TINA HOKWANA | Husband forfeits wife’s pension share after affair with employee

Court finds channelling joint estate assets to mistress was wrong.
Court finds channelling joint estate assets to mistress was wrong.
Image: 123RF

Mr and Mrs M were married  on  October 1 1985 in community of property and 31 years later, the husband sought a divorce at the Limpopo high court.

On November 19 2020, the court dismissed Mrs M’s counterclaim for a partial forfeiture order in respect of her pension benefits. Instead, it ruled Mr M was entitled to 50% of her pension fund and ordered the Government Employees Pension Fund (GEPF) to pay Mr M 50% of his ex-wife’s pension.

Aggrieved by this order, Mrs M sought leave to appeal from the Limpopo high court the judgment (except for the one dissolving the marriage) on January 27 2021 and two months later the court granted her leave to appeal. Mrs M then petitioned the Supreme Court of Appeal (SCA) for an appeal.

The SCA had to determine whether Mr M would unduly benefit if the order for partial forfeiture of benefits was not granted in terms of section 9(1) of the Divorce Act 70 of 1979. Mrs M testified that the reason for the marital breakdown was the prolonged extramarital affair by Mr M with one Eva, who was an employee in their business.

She became aware of the extramarital affair through an anonymous call in July 2007. She confronted Eva, who admitted in a derogatory manner that she was indeed in a relationship with her husband. Mr M, however, denied the affair.
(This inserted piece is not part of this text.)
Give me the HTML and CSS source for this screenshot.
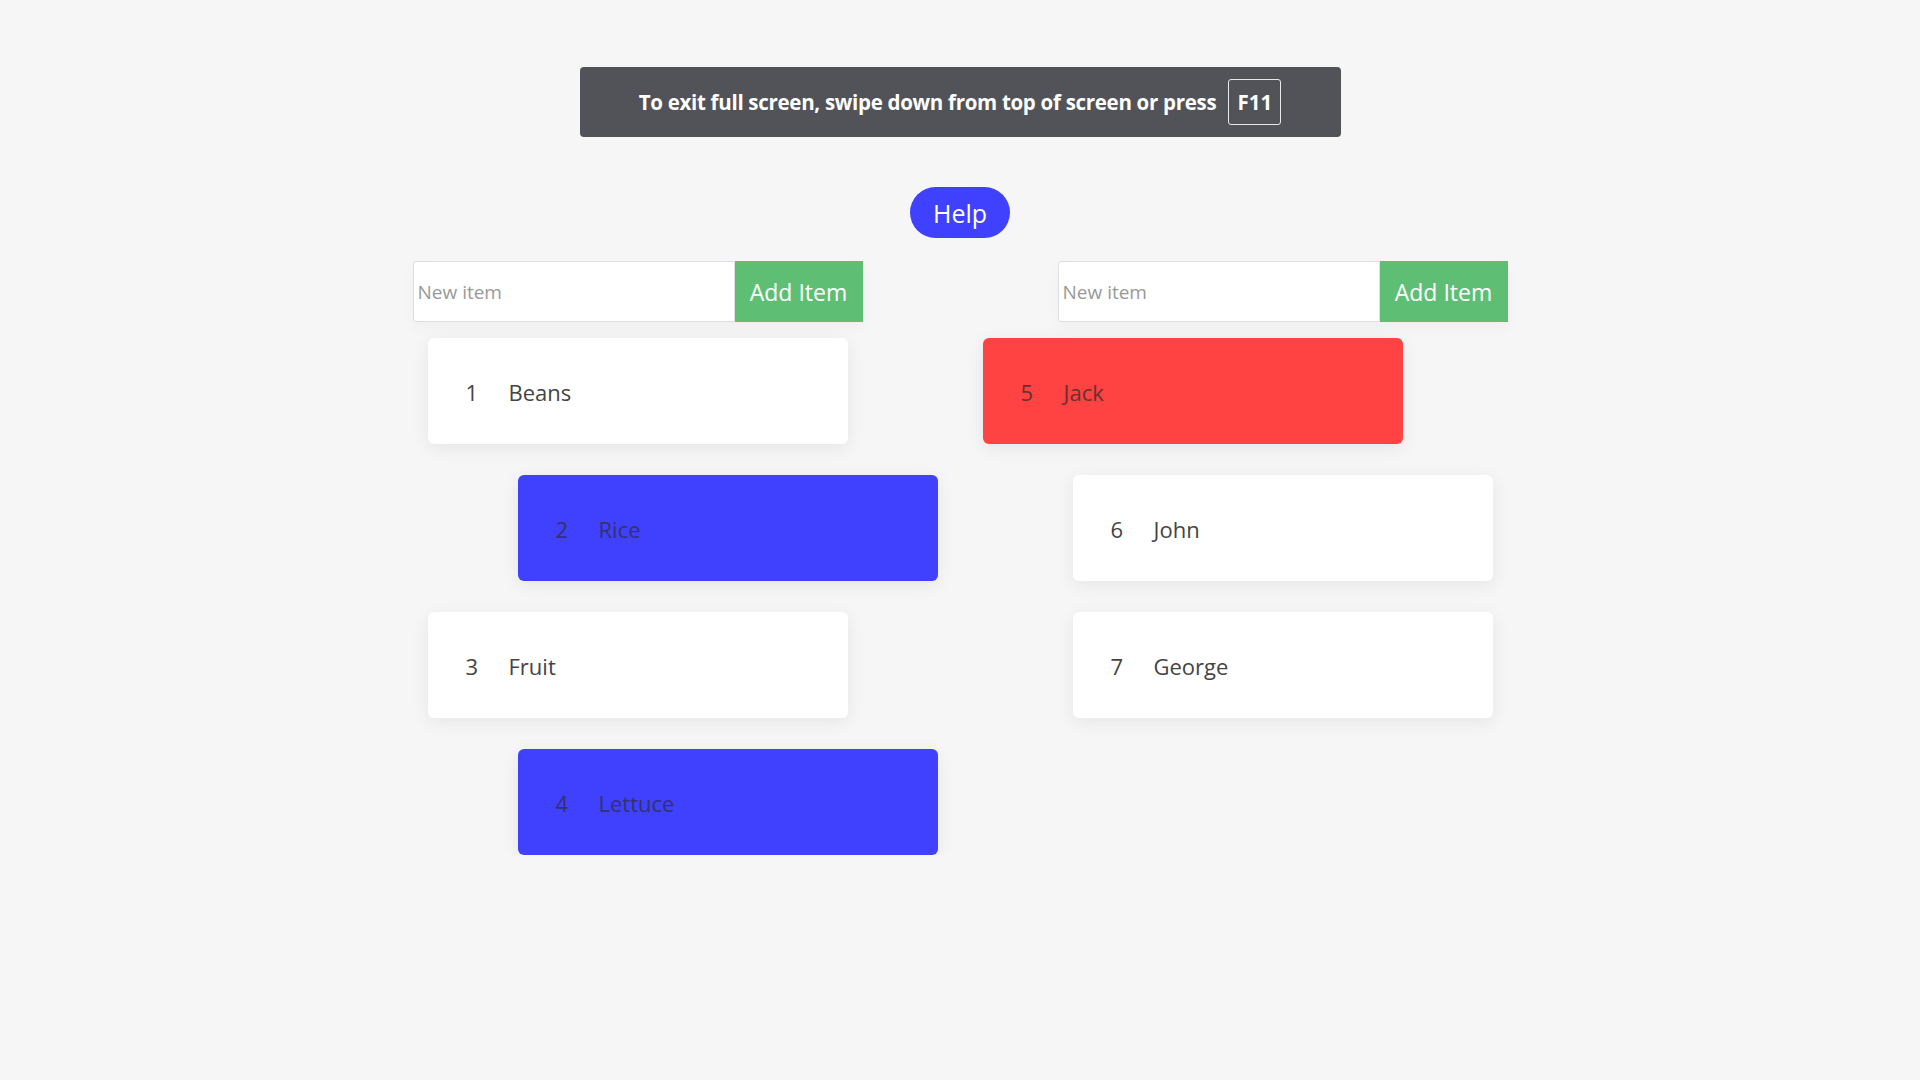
FILE: index.html
```html
<!DOCTYPE html>
<html lang="en">
<head>
<meta charset="utf-8">
<title>Lists</title>
<link rel="stylesheet" href="styles.css">
</head>
<body>
<div class="page">
  <div class="banner">
    <span class="banner-text">To exit full screen, swipe down from top of screen or press</span>
    <span class="key">F11</span>
  </div>
  <button class="help">Help</button>
  <div class="columns">
    <div class="column">
      <form class="add-form">
        <input class="add-input" type="text" placeholder="New item">
        <button class="add-btn" type="button">Add Item</button>
      </form>
      <ul class="list">
        <li class="card"><span class="num">1</span><span class="name">Beans</span></li>
        <li class="card card-blue"><span class="num">2</span><span class="name">Rice</span></li>
        <li class="card"><span class="num">3</span><span class="name">Fruit</span></li>
        <li class="card card-blue"><span class="num">4</span><span class="name">Lettuce</span></li>
      </ul>
    </div>
    <div class="column">
      <form class="add-form">
        <input class="add-input" type="text" placeholder="New item">
        <button class="add-btn" type="button">Add Item</button>
      </form>
      <ul class="list list-right">
        <li class="card card-red"><span class="num">5</span><span class="name">Jack</span></li>
        <li class="card"><span class="num">6</span><span class="name">John</span></li>
        <li class="card"><span class="num">7</span><span class="name">George</span></li>
      </ul>
    </div>
  </div>
</div>
</body>
</html>
```

FILE: styles.css
```css
* { box-sizing: border-box; }
html, body {
  margin: 0;
  padding: 0;
  background: #f6f6f6;
  font-family: "Open Sans", "Noto Sans", sans-serif;
  color: #444;
}
.page {
  display: flex;
  flex-direction: column;
  align-items: center;
  padding-top: 67px;
}
.banner {
  width: 761px;
  height: 70px;
  background: #515358;
  border-radius: 4px;
  display: flex;
  align-items: center;
  justify-content: center;
  gap: 12px;
  color: #fff;
  font-weight: 700;
}
.banner-text {
  font-size: 20.5px;
  letter-spacing: -0.3px;
}
.key {
  width: 53px;
  height: 46px;
  border: 1px solid #e8e8e8;
  border-radius: 3px;
  display: flex;
  align-items: center;
  justify-content: center;
  font-size: 20.5px;
}
.help {
  margin-top: 50px;
  width: 100px;
  height: 51px;
  border: none;
  border-radius: 26px;
  background: #4040ff;
  color: #fff;
  font-family: "Open Sans", "Noto Sans", sans-serif;
  font-size: 25px;
  padding: 1px 0 0;
}
.columns {
  margin-top: 23px;
  display: flex;
  gap: 195px;
}
.column {
  width: 450px;
  display: flex;
  flex-direction: column;
}
.add-form {
  display: flex;
  height: 61px;
  margin: 0;
  box-shadow: 0 6px 14px rgba(0,0,0,0.03);
}
.add-input {
  width: 322px;
  height: 61px;
  border: 1px solid #dcdfe3;
  border-radius: 3px 0 0 3px;
  background: #fff;
  padding: 0 4px;
  font-family: "Open Sans", "Noto Sans", sans-serif;
  font-size: 19px;
  color: #444;
  outline: none;
}
.add-input::placeholder { color: #999; }
.add-btn {
  width: 128px;
  height: 61px;
  border: none;
  background: #5ebf74;
  color: #fff;
  font-family: "Open Sans", "Noto Sans", sans-serif;
  font-size: 23px;
  padding: 1px 0 0;
}
.list {
  list-style: none;
  margin: 16px 0 0;
  padding: 0;
  display: flex;
  flex-direction: column;
  gap: 31px;
}
.card {
  width: 420px;
  height: 106px;
  margin-left: 15px;
  background: #fff;
  border-radius: 6px;
  box-shadow: 0 4px 18px rgba(0,0,0,0.07);
  display: flex;
  align-items: center;
  padding-left: 38px;
  padding-top: 2px;
  font-size: 22px;
  color: #444;
}
.list .card-blue { background: #4040ff; margin-left: 105px; color: #33336a; }
.list .card-red { background: #ff4242; margin-left: -75px; color: #6a3030; }
.num {
  width: 43px;
}
```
Mrs M described that incident as a turning point in her life as the affair was conducted in the public domain. She further found out during maintenance proceedings that Mr M had six other children outside the marriage, Eva’s child being one of them.

She testified that she tried marriage counselling with Mr M immediately after learning about the affair, however, it bore no fruit. During the second session of counselling, Mr M informed the counsellor that ‘this thing of marital affair, [was] something that [was] in him and that a man who did not have an extramarital affair was a fool’. He said nothing would stop him from having mistresses.

She testified that on March 25 2008, she dismissed Eva, which did not go down well with Mr M. In retaliation, he informed her that he was in love with Eva and will marry her, build her a house and start a business with her.

This was the beginning of her financial woes as he stopped depositing money into her account as he had previously done. She also testified that she suffered financial difficulty since he had abandoned his financial obligations towards her and their children, leaving her to shoulder the responsibility .

She said that he instead directed his attention to building an empire with his mistress by establishing numerous businesses to the financial detriment of their joint estate. In support of her claim for a partial forfeiture of benefits, she testified that her ex-husband gave money to Eva to start a cash loan business – in direct competition with the family business.

The former husband’s business with his mistress were followed by others.

Mrs M further testified that Eva, while in their employment, bought a stand close to their matrimonial home and Mr M built her a double-storey house on it , partially completed around November 2012. During this period, Mr M sold nine head of cattle out of their 73 in Dendron to a local chief. The proceeds of the sale of cattle totalling R34,000 were deposited into the Eva’s bank account.

Eva was also given access to the family’s motor vehicles without Mrs M’s consent.

In court, Mr M denied having an extramarital affair with Eva and testified that they were only friends. He visited her, assisted her in collecting money from clients and supported her in her other business interests. He denied having business interests with Eva and alluded only to her being involved in the family business.

It was under cross-examination when he was confronted with evidence that he conceded to have established businesses with Eva. The SCA found that the fact that Mr M channelled assets of the joint estate to set up business enterprises with Eva constituted misconduct.

Further, there was no evidence of him having made any contribution towards Mrs M’s pension. The SCA was satisfied that the evidence presented showed substantial misconduct on the part of Mr M and also took into consideration that he abused the joint estate resources for years for the benefit of Eva. He also failed to adequately provide for the joint estate during their marriage.

Mrs M’s appeal was upheld with costs and the SCA ruled that Mr M forfeit his 50% share of ex-wife’s pension benefits.